Investita da una retorica ingiustificata la chitarra classica e quella acustica hanno accompagnato il musicista in più di un passaggio storico: quello che oggi si lamenta non è basato sulla proposta che, ancora oggi, gode di un buona “cassa” di risonanza (un pubblico educato), piuttosto le mancanze riguardano il tipo di proposta, le idee che attorno agli strumenti possono scaturire: tra i molti chitarristi sperimentali, Pablo Montagne sembra invece avere idee molto chiare sul da farsi: parafrasando il titolo del suo più recente cd per la Setola di Maiale “Cordale” si potrebbe pensare a “Fondale”, intendendo come egli cerchi di trovare nuovi suoni negli interstizi sonori delle corde, un pò come trovare conchiglie preziose o specie vegetali nei fondali del mare: è un chitarrista eclettico, preparatissimo, di quelli solo parzialmente vicino alle avanguardie di New York che aprirono nei settanta nuovi orizzonti specie nel settore chitarristico; infatti in una struttura che è a frammenti vengono coinvolti il feedback di Hendrix, gli accenti culturali nazionalistici in slide memory di Ry Cooder, le chitarre saturate del punk-rock post anni ottanta del movimento erosivo di Minneapolis (Husker Du, Meat Puppets e tanti altri appartenenti alla SST R.), i respiri di un chitarrista condiviso tra la passione classica e contemporanea. Ma quello che più emerge nella scrittura di Montagne è quella capacità di associazione delle immagini attraverso la musica che da sempre ne costituisce un pregio: nel suo “Crudités“ vi è la voglia di costruire simulazioni che non temono di essere anacronistiche: si pensi a “Error Rate“, “Homme en parachute“, “Pool of sand“, etc, che ricostruiscono l’azione attraverso suoni alterati che sposano una personale visione di rozzezza e cacofonicità; direi che in questo senso Montagne è un’evoluzione in positivo rispetto a quelle dei blasonati chitarristi americani a cui mi riferivo prima, che forse qualche crepa la contenevano in tal senso.

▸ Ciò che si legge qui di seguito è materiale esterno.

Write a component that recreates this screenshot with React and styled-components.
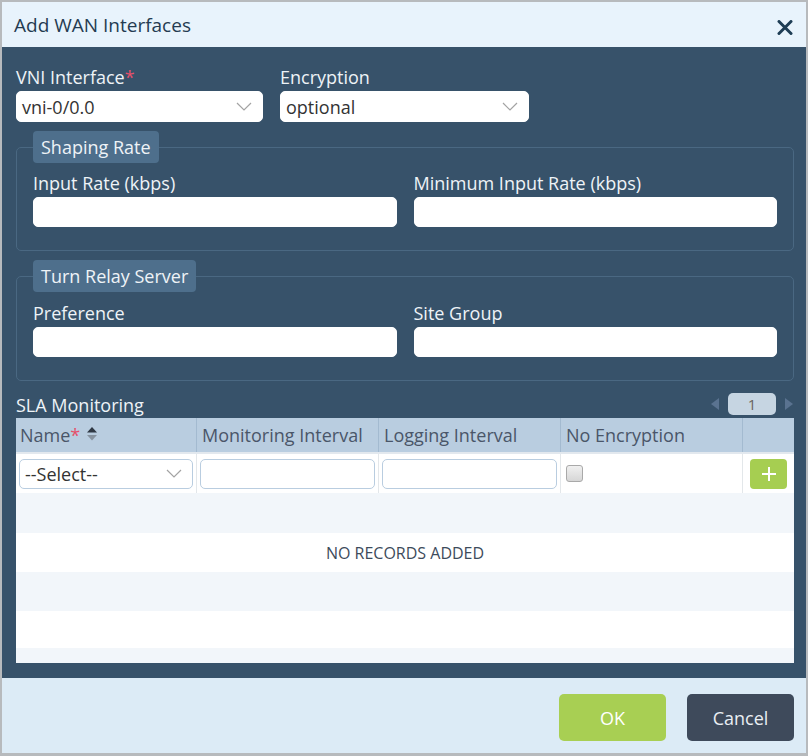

Il suo ultimo “Cordale“, però, ci riporta alla prefazione (in cui parlavo genericamente delle due chitarre -classica ed acustica-) che qui vengono usate da Pablo: 17 brani divisi in 10 con la classica e 7 con l’acustica portano l’ascoltatore in territori ancora più inusuali; in parecchie recensioni lette sul web sembra che l’indirizzo stilistico venga rivolto verso il minimalismo (almeno formale), ma personalmente penso che questa sia una forzatura nel caso di Montagne, poichè il suo scopo è evidenziare microstrutture o micro-variazioni ritmiche che non vogliono cogliere risultati partendo dalla tecnica e dall’utilizzo della ripetizione, nè tanto meno utilizzando phasing o costruzioni di muri di suono (come Branca e Chatam hanno insegnato); l’obiettivo è di cercare di scovare suoni “interni” restando fedeli e appiccicati allo strumento: “Cordale” pur lasciando spazio ad un cambiamento di intonazione delle due chitarre, proietta nella sua globalità un suono ipnotico che durante il percorso ci fa riconoscere modelli sonori lontani da quelli dei minimalisti recenti: in “Cordale #4” sentirete echi del ruscello spirituale di Fahey, in #5 quelli barocchi di un clavicembalo, in #13 sembra di assistere ad una versione di In C tutta artigianale, in #15 una simulazione di un gruppo funk.
L’unico appunto che si può fare (se di appunto si può parlare) è che in questo momento in tutta la sua produzione manca quel filtro per separare con efficacia le sperimentazioni più riuscite, il rischio costante di tutti gli sperimentatori, che gli permetterebbe di avere in mano la creazione perfetta.